Carnegie Mellon men's soccer team finds winning equation
College Football Videos
It doesn't take a Carnegie Mellon math whiz to figure out that shutouts translate into wins.
The Tartans men's soccer team is racking up lots of both this fall as all seven of its victories have come via shutout.
“We take pride in playing defense,” said junior outside back Brandon Peck, a Central Catholic graduate. “It's a mentality. (Shutouts) are something to look forward to each and every game.”
No. 18 Carnegie Mellon (7-1) is tied for first in NCAA Division III in shutouts and ranks third with a 0.24 goals-against average. The Tartans have outscored opponents 14-2, with the only goals allowed coming in a 2-1 overtime loss Sept. 7 at Dickinson. Since then, Carnegie Mellon has recorded five consecutive shutouts.
“We're really starting to take off here,” said senior goalkeeper Christopher Madden, who has four shutouts and was part of a team shutout against Bethany on Saturday. “It's really more about the back four doing their jobs. I haven't really been tested all that much this year so far.”
The back four features Peck and senior Ben Bryant on the outside, with juniors Jakob Rohwer and Mark Nicholas in the middle.
“I think a lot of the guys are just willing to put the work in,” Madden said. “They're going for a lot of challenging balls.

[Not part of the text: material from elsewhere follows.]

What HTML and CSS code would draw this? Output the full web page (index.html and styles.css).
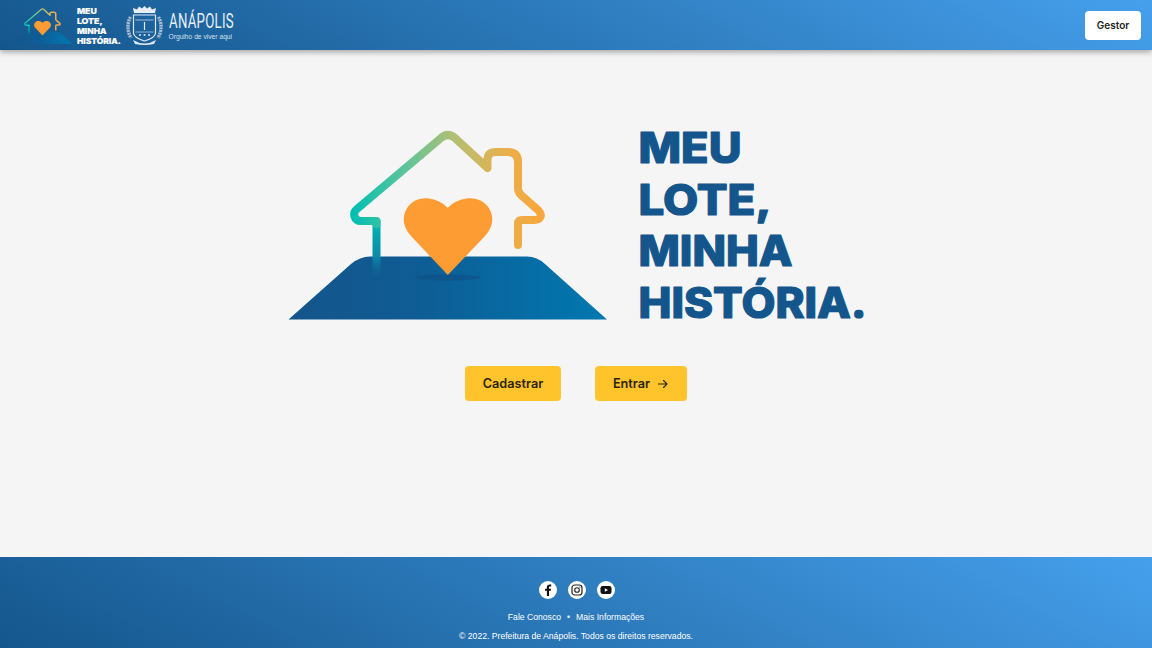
FILE: index.html
```html
<!DOCTYPE html>
<html lang="pt-BR">
<head>
<meta charset="utf-8">
<title>Meu Lote, Minha História</title>
<link rel="stylesheet" href="styles.css">
</head>
<body>
<svg class="defs" width="0" height="0" aria-hidden="true">
  <defs>
    <linearGradient id="roof" gradientUnits="userSpaceOnUse" x1="352" y1="0" x2="540" y2="0">
      <stop offset="0" stop-color="#00bfb3"/>
      <stop offset="0.28" stop-color="#5cc49a"/>
      <stop offset="0.55" stop-color="#b5bf72"/>
      <stop offset="0.8" stop-color="#e6b04e"/>
      <stop offset="1" stop-color="#f9a63c"/>
    </linearGradient>
    <linearGradient id="wall" gradientUnits="userSpaceOnUse" x1="0" y1="220" x2="0" y2="280">
      <stop offset="0" stop-color="#00bab2"/>
      <stop offset="0.6" stop-color="#0a8ba8"/>
      <stop offset="1" stop-color="#0f5f92" stop-opacity="0"/>
    </linearGradient>
    <linearGradient id="land" gradientUnits="userSpaceOnUse" x1="288" y1="0" x2="607" y2="0">
      <stop offset="0" stop-color="#14558b"/>
      <stop offset="0.4" stop-color="#0f5c94"/>
      <stop offset="1" stop-color="#0078b0"/>
    </linearGradient>
    <symbol id="house" viewBox="288 130 320 190">
      <path d="M288.500 319.500 L351 264 Q360 256.500 370 256.500 L527 256.500 Q537 256.500 545 264 L607 319.500 Z" fill="url(#land)"/>
      <ellipse cx="448" cy="277.500" rx="33" ry="3" fill="#0d4a7c" opacity="0.45"/>
      <path d="M376.500 220 L376.500 280" fill="none" stroke="url(#wall)" stroke-width="8"/>
      <path d="M376.500 224 L376.500 221 Q376.500 221 372 221 L361 221 C354 221 352 213 357 209 L441 138 Q448 132 455 138 L487.500 168 L487.500 160 Q487.500 152 496 152 L508 152 Q518 152 518 162 L518 188 Q518 192 521 195 L538 210 C543 215 541 220 534 220 L522 220 Q518 220 518 224 L518 245" fill="none" stroke="url(#roof)" stroke-width="8" stroke-linecap="round" stroke-linejoin="round"/>
      <path d="M447.800 275 L411 236 C403 227 402 218 406 210 C411 200 421 197.500 429 198.500 C437 199.500 443 203 447.800 208 C452.500 203 458.500 199.500 466.500 198.500 C474.500 197.500 485 200 490 210 C494 218 493 227 485 236 Z" fill="#fd9c33"/>
    </symbol>
  </defs>
</svg>

<header class="topbar">
  <div class="brand">
    <div class="brand-mark">
      <svg class="mini-house" viewBox="0 0 320 190"><use href="#house" width="320" height="190"/></svg>
      <svg class="wordmark wordmark-small" viewBox="0 0 226 190">
        <text x="-.5" y="33" textLength="103" lengthAdjust="spacingAndGlyphs">MEU</text>
        <text x="-.5" y="84.700" textLength="133" lengthAdjust="spacingAndGlyphs">LOTE,</text>
        <text x="-.5" y="136" textLength="154" lengthAdjust="spacingAndGlyphs">MINHA</text>
        <text x="-.5" y="188" textLength="228" lengthAdjust="spacingAndGlyphs">HISTÓRIA.</text>
      </svg>
    </div>
    <svg class="crest" viewBox="0 0 38 40" fill="none" stroke="#dfe8f2">
      <path d="M8 8 L7 3 L11 4.500 L13 1.500 L16 3.500 L18.500 1 L21 3.500 L24 1.500 L26 4.500 L30 3 L29 8 Z" fill="#e8eef5" stroke="none"/>
      <path d="M7.500 10 H29.500 V28 Q29.500 32.500 18.500 36 Q7.500 32.500 7.500 28 Z" stroke-width="1.200"/>
      <path d="M9.500 15 H27.500" stroke-width=".7"/>
      <path d="M9.500 27 H27.500" stroke-width=".6"/>
      <path d="M18.500 17 V25" stroke-width="1.200"/>
      <circle cx="14" cy="30" r="1" fill="#dfe8f2" stroke="none"/>
      <circle cx="18.500" cy="30" r="1" fill="#dfe8f2" stroke="none"/>
      <circle cx="23" cy="30" r="1" fill="#dfe8f2" stroke="none"/>
      <path d="M4.500 12 C1 18 1 26 5 33" stroke="#a9bccf" stroke-width="3.400" stroke-dasharray="2 .7"/>
      <path d="M32.500 12 C36 18 36 26 32 33" stroke="#a9bccf" stroke-width="3.400" stroke-dasharray="2 .7"/>
      <path d="M7 35 Q18.500 42 30 35 L28 39 Q18.500 41 9 39 Z" fill="#dfe8f2" stroke="none"/>
    </svg>
    <div class="city">
      <div class="city-name"><span>ANÁPOLIS</span></div>
      <div class="city-tag">Orgulho de viver aqui</div>
    </div>
  </div>
  <button class="btn-gestor" type="button">Gestor</button>
</header>

<main class="content">
  <section class="hero">
    <svg class="hero-house" viewBox="0 0 320 190"><use href="#house" width="320" height="190"/></svg>
    <svg class="wordmark wordmark-large" viewBox="0 0 226 190">
      <text x="-.5" y="33" textLength="103" lengthAdjust="spacingAndGlyphs">MEU</text>
      <text x="-.5" y="84.700" textLength="133" lengthAdjust="spacingAndGlyphs">LOTE,</text>
      <text x="-.5" y="136" textLength="154" lengthAdjust="spacingAndGlyphs">MINHA</text>
      <text x="-.5" y="188" textLength="228" lengthAdjust="spacingAndGlyphs">HISTÓRIA.</text>
    </svg>
  </section>
  <div class="actions">
    <a class="btn btn-cadastrar" href="#">Cadastrar</a>
    <a class="btn btn-entrar" href="#">Entrar
      <svg class="arrow" viewBox="0 0 12 12" fill="none" stroke="#2b2410" stroke-width="1.100" stroke-linecap="round" stroke-linejoin="round"><path d="M1.500 6 H10 M6.500 2.500 L10 6 L6.500 9.500"/></svg>
    </a>
  </div>
</main>

<footer class="footer">
  <div class="socials">
    <a class="social" href="#" aria-label="Facebook">
      <svg viewBox="0 0 18 18"><path d="M10 15 V9.800 H11.800 L12.100 7.700 H10 V6.500 C10 5.900 10.200 5.500 11 5.500 H12.200 V3.600 C11.900 3.600 11.300 3.500 10.600 3.500 C9 3.500 7.900 4.500 7.900 6.200 V7.700 H6 V9.800 H7.900 V15 Z" fill="#111"/></svg>
    </a>
    <a class="social" href="#" aria-label="Instagram">
      <svg viewBox="0 0 18 18" fill="none" stroke="#222"><rect x="4" y="4" width="10" height="10" rx="2.800" stroke-width="1.200"/><circle cx="9" cy="9" r="2.300" stroke-width="1.100"/><circle cx="11.900" cy="6.100" r=".6" fill="#222" stroke="none"/></svg>
    </a>
    <a class="social" href="#" aria-label="YouTube">
      <svg viewBox="0 0 18 18"><rect x="3.500" y="5" width="11" height="8" rx="2.200" fill="#111"/><path d="M7.800 7.200 L11 9 L7.800 10.800 Z" fill="#fff"/></svg>
    </a>
  </div>
  <nav class="foot-links"><a href="#">Fale Conosco</a><span class="dot">•</span><a href="#">Mais Informações</a></nav>
  <p class="copy">© 2022. Prefeitura de Anápolis. Todos os direitos reservados.</p>
</footer>
</body>
</html>
```
FILE: styles.css
```css
* { box-sizing: border-box; }
html, body { margin: 0; padding: 0; }
body {
  width: 1152px;
  height: 648px;
  overflow: hidden;
  display: flex;
  flex-direction: column;
  background: #f5f5f5;
  font-family: "Liberation Sans", Arial, sans-serif;
}
.defs { display: block; height: 0; width: 0; }

.topbar {
  flex: 0 0 50px;
  height: 50px;
  display: flex;
  align-items: center;
  justify-content: space-between;
  padding: 0 11px 0 12px;
  background: linear-gradient(28deg, #14568c 0%, #46a0ec 100%);
  box-shadow: 0 2px 6px rgba(0, 0, 0, .35);
  position: relative;
}
.brand { display: flex; align-items: center; }
.brand-mark { display: flex; align-items: center; gap: 4px; }
.mini-house { width: 61px; height: 36px; display: block; margin-top: 2px; }

.wordmark {
  display: block;
  overflow: visible;
  opacity: .999;
  font-family: Inter, "Liberation Sans", sans-serif;
  font-weight: 800;
  font-size: 42px;
  stroke-width: 1.200px;
  stroke-linejoin: round;
}
.wordmark-small { width: 43.500px; height: 36.600px; margin-top: 2px; fill: #fff; stroke: #fff; }
.wordmark-large { width: 226px; height: 190px; fill: #14568c; stroke: #14568c; }

.crest { width: 38px; height: 40px; display: block; margin-left: 5px; }
.city { margin: 2.700px 0 0 5px; width: 65px; color: #e6eef7; }
.city-name { height: 20px; line-height: 20px; }
.city-name span {
  display: inline-block;
  font-family: Roboto, sans-serif;
  font-weight: 400;
  font-size: 21px;
  letter-spacing: .4px;
  transform: scaleX(.63);
  transform-origin: left center;
  white-space: nowrap;
}
.city-tag { margin-top: 2.300px; font-size: 6.700px; line-height: 8px; white-space: nowrap; color: #d3e0ee; }

.btn-gestor {
  width: 56px;
  height: 29px;
  border: 0;
  border-radius: 4px;
  background: #fff;
  color: #222;
  font-family: Inter, sans-serif;
  font-size: 10px;
  font-weight: 600;
  padding: 0;
}

.content {
  flex: 1;
  display: flex;
  flex-direction: column;
  align-items: center;
  padding-top: 80px;
}
.hero { display: flex; align-items: flex-start; gap: 31px; height: 190px; }
.hero-house { width: 320px; height: 190px; display: block; }

.actions { display: flex; gap: 34px; margin-top: 46px; }
.btn {
  height: 35px;
  display: flex;
  align-items: center;
  justify-content: center;
  gap: 7px;
  border-radius: 4px;
  background: #ffc42c;
  color: #2b2410;
  font-family: Inter, sans-serif;
  font-size: 12.700px;
  font-weight: 600;
  text-decoration: none;
}
.btn-cadastrar { width: 96px; }
.btn-entrar { width: 92px; }
.arrow { width: 12px; height: 12px; display: block; }

.footer {
  flex: 0 0 91px;
  height: 91px;
  display: flex;
  flex-direction: column;
  align-items: center;
  padding-top: 24px;
  background: linear-gradient(28deg, #14568c 0%, #46a0ec 100%);
  color: #fff;
}
.socials { display: flex; gap: 11px; height: 18px; margin-left: 1px; }
.social { width: 18px; height: 18px; border-radius: 50%; background: #fff; display: block; }
.social svg { width: 18px; height: 18px; display: block; }
.foot-links {
  margin-top: 13px;
  height: 11px;
  font-size: 8.650px;
  line-height: 11px;
  display: flex;
  gap: 6px;
}
.foot-links a { color: #fff; text-decoration: none; }
.copy { margin: 8px 0 0; font-size: 8.650px; line-height: 11px; }
```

They're really putting themselves on the line to make some plays. We're also getting a lot of backtracking from the midfielders, which really helps out with the coverage.”
Madden said it's his job to keep the defense organized — “pushing the resources we have in the back around,” as he puts it. It also helps that all four defenders are returning starters.
“We know how each other is going to play,” Peck said. “We know when to drop and when to step (forward). I think that's very important to be well-versed with each other.”
Success is nothing new to the Tartans, who have reached the NCAA Tournament in three of the past five years under coach Arron Lujan. Carnegie Mellon rose to as high as fourth in the rankings last season and advanced to the second round of NCAAs. That squad, though, allowed 22 goals in 18 games, and the Tartans pledged to trim its goals-against average this fall.
So far, so good. Tougher opponents await, including five games in the traditionally strong University Athletic Association, but Madden said the string of shutouts will pay dividends.
“When you start moving into the UAA and the NCAA Tournament, the margin for error gets really small,” he said. “There's a different feel to it when it's a 1-0 game. I believe when you get into an NCAA Tournament game when it's high stakes, all of those games are going to be really close. Any situation (during the regular season) when it's a 1-0 shutout, and we have to close the game out, it's really going to help us.”